_Exercise directions_.
Scan the records for the string "that"; copy each line where it occurs.

_Extracted information_.
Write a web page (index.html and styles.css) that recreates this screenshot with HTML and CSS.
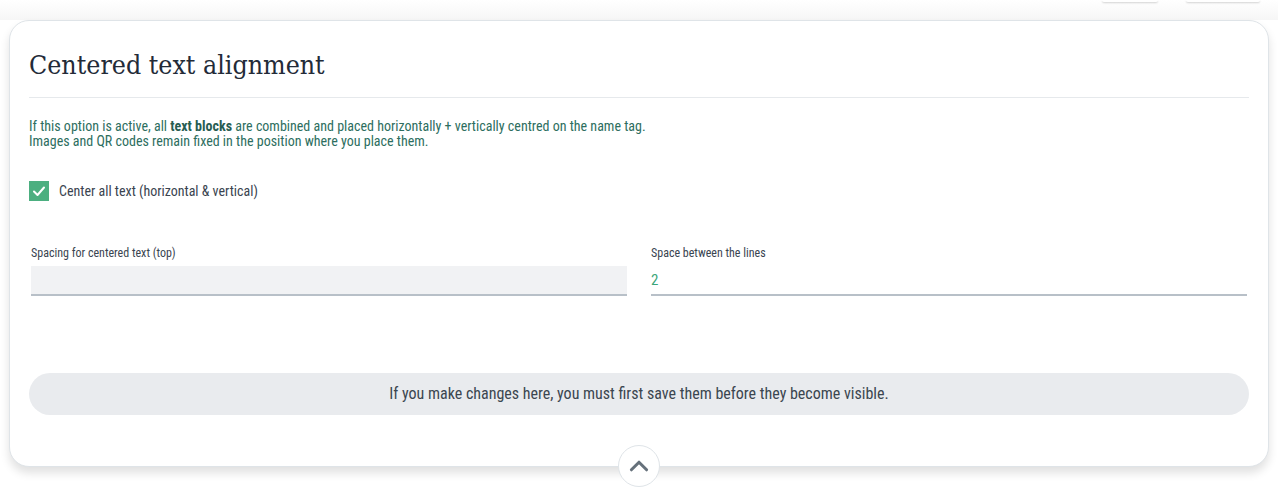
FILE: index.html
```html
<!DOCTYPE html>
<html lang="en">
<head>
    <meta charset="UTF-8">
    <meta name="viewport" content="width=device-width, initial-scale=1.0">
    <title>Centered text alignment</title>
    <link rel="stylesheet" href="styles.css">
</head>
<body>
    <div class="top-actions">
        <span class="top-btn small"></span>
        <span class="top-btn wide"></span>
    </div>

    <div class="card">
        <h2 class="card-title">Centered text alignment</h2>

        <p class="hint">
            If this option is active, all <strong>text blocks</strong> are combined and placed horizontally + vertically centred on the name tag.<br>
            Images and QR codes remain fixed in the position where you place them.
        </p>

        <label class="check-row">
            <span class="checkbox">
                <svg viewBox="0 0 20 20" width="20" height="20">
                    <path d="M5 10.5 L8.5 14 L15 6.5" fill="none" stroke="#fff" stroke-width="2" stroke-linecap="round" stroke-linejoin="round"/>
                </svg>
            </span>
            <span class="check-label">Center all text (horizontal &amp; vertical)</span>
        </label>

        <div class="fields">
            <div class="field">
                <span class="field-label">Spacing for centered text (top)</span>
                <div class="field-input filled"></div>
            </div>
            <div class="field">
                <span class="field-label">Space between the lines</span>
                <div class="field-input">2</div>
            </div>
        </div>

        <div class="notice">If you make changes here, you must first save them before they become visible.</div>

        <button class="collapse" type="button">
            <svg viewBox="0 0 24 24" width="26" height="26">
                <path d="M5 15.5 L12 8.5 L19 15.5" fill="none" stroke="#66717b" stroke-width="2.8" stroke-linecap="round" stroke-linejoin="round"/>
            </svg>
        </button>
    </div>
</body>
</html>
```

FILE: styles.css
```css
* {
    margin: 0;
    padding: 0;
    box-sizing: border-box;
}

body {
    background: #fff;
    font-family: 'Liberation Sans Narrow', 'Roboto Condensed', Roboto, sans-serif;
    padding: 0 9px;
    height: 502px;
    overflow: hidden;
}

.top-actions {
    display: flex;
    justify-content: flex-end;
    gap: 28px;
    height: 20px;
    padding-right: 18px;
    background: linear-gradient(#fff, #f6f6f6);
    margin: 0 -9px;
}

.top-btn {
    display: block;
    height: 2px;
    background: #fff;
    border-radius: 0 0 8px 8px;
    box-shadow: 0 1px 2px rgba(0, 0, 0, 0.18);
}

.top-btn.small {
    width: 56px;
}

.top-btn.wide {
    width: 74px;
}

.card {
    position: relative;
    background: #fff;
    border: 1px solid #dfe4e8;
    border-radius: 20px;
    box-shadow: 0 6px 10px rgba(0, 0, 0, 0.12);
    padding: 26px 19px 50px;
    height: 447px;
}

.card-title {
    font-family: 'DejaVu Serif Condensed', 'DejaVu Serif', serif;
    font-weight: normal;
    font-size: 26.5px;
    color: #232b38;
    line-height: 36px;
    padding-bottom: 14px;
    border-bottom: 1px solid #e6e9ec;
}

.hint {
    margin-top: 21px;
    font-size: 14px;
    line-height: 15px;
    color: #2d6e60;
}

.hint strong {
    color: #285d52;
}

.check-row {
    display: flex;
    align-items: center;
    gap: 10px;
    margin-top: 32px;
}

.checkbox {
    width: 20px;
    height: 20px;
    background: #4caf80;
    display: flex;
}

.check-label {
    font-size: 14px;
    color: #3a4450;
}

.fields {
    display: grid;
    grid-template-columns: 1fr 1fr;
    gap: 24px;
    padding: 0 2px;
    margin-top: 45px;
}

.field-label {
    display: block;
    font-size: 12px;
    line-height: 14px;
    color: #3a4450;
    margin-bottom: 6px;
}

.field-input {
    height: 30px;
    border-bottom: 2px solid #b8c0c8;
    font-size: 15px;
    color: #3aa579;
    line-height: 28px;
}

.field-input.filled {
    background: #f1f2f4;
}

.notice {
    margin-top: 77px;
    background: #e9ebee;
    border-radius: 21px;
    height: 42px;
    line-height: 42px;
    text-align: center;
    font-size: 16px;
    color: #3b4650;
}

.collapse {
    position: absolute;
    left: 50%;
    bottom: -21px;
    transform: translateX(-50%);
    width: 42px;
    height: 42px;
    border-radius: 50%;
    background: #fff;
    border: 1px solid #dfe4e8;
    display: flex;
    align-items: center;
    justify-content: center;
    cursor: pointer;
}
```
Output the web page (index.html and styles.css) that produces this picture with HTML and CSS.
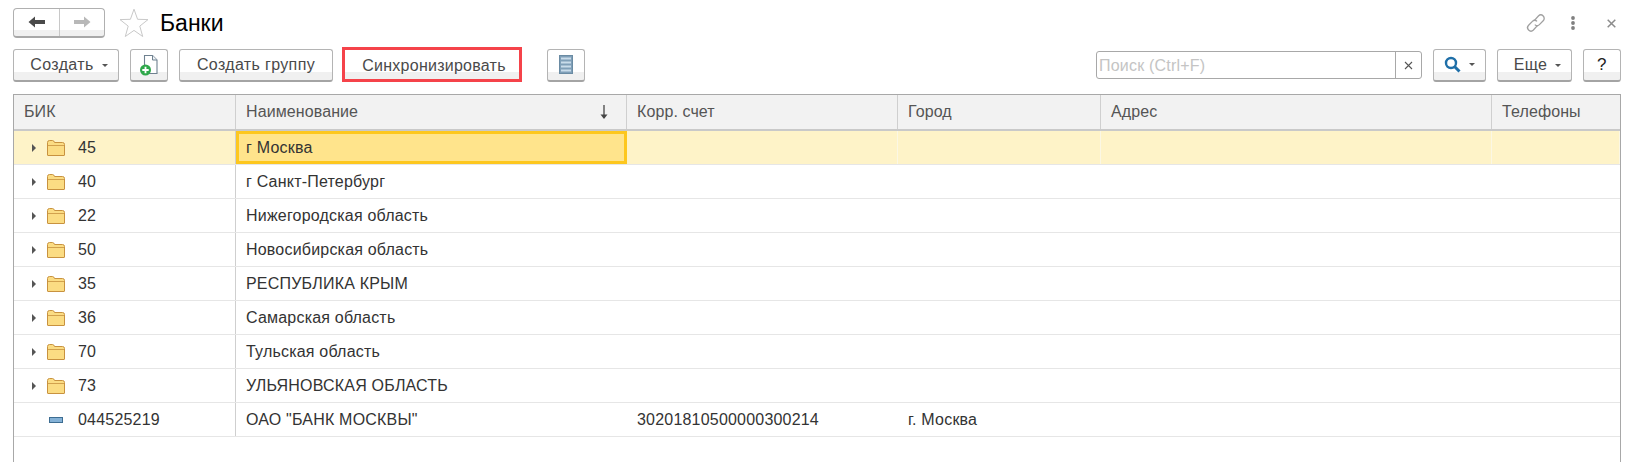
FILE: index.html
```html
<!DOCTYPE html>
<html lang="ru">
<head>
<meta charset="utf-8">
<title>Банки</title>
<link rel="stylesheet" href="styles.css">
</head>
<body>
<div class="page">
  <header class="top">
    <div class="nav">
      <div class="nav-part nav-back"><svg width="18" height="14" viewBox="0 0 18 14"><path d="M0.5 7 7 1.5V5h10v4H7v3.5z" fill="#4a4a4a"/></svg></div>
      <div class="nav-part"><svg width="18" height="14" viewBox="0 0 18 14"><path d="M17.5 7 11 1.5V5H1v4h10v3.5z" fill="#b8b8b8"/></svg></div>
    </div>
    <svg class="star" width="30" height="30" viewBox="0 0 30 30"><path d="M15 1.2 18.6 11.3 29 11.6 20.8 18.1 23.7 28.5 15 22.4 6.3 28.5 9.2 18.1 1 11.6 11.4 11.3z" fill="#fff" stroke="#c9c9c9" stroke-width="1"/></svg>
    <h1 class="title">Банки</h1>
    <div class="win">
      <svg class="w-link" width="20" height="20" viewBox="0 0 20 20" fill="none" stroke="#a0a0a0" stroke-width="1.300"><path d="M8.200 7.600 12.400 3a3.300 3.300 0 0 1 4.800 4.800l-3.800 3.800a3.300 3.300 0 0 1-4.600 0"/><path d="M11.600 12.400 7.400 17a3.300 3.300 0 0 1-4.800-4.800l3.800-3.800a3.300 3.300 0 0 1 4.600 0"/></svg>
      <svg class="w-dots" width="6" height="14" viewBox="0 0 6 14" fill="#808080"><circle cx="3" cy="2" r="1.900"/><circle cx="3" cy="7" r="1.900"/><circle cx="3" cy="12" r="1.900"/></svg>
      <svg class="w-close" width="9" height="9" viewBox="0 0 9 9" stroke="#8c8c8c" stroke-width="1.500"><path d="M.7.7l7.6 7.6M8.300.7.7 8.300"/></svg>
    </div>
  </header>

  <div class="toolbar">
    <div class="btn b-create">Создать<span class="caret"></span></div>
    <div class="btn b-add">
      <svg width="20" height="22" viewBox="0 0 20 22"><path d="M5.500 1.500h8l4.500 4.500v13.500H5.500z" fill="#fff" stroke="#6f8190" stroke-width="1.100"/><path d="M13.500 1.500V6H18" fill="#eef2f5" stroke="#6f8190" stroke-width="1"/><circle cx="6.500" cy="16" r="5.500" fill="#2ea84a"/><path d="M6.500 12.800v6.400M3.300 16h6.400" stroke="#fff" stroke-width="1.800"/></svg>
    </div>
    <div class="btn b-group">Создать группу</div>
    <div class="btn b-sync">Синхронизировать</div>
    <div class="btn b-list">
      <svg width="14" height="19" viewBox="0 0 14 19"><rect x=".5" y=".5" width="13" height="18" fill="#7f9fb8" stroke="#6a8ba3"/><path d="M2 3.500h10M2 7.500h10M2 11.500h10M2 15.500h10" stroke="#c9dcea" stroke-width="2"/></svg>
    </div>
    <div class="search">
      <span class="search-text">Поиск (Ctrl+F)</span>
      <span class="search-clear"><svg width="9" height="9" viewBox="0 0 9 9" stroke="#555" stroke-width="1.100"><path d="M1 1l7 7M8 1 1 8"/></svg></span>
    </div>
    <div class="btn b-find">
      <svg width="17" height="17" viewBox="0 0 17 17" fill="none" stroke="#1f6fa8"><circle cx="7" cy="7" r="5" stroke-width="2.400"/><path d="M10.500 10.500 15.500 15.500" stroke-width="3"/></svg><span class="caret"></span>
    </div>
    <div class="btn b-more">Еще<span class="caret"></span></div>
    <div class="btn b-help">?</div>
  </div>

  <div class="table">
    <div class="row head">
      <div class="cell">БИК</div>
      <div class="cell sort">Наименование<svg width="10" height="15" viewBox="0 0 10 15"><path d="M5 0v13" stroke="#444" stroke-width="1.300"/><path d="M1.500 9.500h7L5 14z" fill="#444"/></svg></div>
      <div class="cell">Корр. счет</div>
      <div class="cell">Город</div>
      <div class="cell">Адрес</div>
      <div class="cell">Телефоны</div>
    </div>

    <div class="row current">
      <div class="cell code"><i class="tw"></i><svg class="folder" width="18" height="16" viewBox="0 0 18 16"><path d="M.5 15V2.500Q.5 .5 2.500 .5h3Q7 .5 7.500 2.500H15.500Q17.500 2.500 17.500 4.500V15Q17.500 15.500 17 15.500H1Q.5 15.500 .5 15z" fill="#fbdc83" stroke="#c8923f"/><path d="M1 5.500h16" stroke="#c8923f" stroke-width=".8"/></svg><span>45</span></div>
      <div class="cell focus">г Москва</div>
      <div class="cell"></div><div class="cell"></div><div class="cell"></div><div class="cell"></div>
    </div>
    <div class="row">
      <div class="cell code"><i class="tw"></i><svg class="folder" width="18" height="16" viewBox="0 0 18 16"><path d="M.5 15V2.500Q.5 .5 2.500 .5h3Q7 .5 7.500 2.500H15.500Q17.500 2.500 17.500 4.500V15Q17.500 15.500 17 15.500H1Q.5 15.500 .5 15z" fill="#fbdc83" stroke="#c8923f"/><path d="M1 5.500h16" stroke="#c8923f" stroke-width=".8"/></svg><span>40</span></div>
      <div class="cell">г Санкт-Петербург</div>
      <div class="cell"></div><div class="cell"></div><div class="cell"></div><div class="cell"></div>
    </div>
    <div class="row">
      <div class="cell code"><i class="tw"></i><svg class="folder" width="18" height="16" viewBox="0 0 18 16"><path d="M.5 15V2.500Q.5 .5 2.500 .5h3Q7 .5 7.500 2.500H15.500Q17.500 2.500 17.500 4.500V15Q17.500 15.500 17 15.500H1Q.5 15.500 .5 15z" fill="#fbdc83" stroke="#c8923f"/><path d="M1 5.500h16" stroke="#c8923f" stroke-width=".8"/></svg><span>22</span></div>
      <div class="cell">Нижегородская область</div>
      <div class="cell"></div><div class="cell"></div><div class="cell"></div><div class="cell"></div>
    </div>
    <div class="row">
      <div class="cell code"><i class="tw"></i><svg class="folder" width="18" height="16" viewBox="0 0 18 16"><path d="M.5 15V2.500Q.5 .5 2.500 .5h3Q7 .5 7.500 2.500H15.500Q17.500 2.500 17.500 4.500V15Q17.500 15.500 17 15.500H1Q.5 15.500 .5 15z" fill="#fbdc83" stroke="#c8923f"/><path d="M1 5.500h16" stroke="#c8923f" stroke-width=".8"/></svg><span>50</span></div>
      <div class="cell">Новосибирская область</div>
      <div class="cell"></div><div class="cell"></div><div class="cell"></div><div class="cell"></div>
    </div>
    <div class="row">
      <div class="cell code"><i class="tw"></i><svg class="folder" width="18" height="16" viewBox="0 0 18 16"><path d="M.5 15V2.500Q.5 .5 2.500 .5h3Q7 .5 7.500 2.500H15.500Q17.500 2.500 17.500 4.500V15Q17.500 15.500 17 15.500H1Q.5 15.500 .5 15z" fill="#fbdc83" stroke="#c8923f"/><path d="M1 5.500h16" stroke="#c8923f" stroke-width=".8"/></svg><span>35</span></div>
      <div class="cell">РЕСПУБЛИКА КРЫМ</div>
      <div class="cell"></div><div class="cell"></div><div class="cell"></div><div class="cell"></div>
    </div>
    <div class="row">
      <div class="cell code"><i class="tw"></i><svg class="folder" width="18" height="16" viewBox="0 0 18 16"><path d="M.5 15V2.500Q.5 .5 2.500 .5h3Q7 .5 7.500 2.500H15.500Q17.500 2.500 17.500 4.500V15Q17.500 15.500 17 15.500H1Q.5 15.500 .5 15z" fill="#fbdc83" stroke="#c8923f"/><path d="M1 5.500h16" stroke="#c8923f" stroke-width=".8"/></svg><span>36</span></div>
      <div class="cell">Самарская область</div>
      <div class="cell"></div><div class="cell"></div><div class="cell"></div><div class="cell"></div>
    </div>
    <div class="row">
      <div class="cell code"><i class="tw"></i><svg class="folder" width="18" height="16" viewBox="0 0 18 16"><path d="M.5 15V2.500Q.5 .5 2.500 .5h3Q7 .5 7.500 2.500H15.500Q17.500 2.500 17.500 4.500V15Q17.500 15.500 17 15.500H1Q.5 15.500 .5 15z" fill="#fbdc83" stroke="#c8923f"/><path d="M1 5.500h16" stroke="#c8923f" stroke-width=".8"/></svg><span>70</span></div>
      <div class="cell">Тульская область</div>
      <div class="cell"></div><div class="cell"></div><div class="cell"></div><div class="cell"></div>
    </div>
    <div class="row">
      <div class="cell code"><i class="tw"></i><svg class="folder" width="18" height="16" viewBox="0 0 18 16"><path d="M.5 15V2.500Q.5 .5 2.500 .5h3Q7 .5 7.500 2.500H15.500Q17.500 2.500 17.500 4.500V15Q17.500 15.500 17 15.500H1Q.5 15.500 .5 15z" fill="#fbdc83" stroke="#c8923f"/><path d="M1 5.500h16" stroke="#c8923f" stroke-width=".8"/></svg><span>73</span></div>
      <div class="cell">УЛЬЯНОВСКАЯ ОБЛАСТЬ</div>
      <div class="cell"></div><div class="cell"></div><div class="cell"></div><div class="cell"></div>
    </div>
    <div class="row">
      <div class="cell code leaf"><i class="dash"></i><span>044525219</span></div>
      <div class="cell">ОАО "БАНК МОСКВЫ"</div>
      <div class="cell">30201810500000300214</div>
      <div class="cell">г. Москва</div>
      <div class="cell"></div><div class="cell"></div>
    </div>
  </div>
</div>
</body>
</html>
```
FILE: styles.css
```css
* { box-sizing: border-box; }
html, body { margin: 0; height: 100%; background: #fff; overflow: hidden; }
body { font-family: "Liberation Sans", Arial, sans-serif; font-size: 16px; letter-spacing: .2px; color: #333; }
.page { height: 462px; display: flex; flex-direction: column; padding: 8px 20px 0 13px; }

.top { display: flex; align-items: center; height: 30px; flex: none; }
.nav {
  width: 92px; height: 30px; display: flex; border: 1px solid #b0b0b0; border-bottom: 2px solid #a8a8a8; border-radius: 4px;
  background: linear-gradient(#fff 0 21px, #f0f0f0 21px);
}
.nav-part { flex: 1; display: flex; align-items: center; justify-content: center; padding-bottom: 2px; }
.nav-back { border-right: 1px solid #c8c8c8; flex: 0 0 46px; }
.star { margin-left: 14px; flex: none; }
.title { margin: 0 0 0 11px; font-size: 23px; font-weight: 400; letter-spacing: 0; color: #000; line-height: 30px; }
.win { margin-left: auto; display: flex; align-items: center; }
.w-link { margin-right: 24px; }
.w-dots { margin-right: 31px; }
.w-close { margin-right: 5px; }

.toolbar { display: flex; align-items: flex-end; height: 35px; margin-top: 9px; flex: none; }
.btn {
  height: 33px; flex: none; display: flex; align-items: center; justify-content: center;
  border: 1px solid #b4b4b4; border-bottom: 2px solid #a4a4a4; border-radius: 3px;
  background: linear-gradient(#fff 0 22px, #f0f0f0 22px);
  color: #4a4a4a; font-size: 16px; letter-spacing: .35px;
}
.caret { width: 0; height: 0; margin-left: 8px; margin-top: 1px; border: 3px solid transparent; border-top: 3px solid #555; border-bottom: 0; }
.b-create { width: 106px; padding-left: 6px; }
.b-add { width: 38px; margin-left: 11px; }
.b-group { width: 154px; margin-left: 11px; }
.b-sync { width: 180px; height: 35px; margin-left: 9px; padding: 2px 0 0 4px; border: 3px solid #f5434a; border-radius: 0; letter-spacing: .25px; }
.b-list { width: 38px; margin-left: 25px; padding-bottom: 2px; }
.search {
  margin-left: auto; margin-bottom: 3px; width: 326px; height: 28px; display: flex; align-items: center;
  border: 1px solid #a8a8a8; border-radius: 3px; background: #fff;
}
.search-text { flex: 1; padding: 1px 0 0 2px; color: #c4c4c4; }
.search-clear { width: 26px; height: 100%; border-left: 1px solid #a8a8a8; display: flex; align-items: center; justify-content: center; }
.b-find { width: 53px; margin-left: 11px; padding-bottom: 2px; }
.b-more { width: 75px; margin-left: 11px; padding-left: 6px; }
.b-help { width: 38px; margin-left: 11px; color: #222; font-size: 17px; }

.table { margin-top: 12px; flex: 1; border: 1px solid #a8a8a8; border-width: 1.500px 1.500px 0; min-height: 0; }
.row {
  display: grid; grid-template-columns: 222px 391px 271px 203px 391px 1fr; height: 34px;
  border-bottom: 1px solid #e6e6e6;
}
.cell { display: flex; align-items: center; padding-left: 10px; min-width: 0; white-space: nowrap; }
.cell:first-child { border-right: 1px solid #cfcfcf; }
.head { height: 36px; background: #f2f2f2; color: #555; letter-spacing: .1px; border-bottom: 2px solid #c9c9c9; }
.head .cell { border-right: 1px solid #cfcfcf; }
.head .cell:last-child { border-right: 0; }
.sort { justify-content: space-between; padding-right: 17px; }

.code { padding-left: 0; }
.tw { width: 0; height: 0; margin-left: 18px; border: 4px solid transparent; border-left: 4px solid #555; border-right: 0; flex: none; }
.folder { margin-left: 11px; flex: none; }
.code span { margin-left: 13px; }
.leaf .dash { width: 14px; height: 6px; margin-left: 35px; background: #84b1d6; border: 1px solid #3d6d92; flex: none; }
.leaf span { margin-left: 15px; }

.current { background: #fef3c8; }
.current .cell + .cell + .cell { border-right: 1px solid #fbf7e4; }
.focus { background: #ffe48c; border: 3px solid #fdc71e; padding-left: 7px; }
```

_Response to the task_.
Write a web page (index.html and styles.css) that recreates this screenshot with HTML and CSS.
Output the web page (index.html and styles.css) that produces this picture with HTML and CSS.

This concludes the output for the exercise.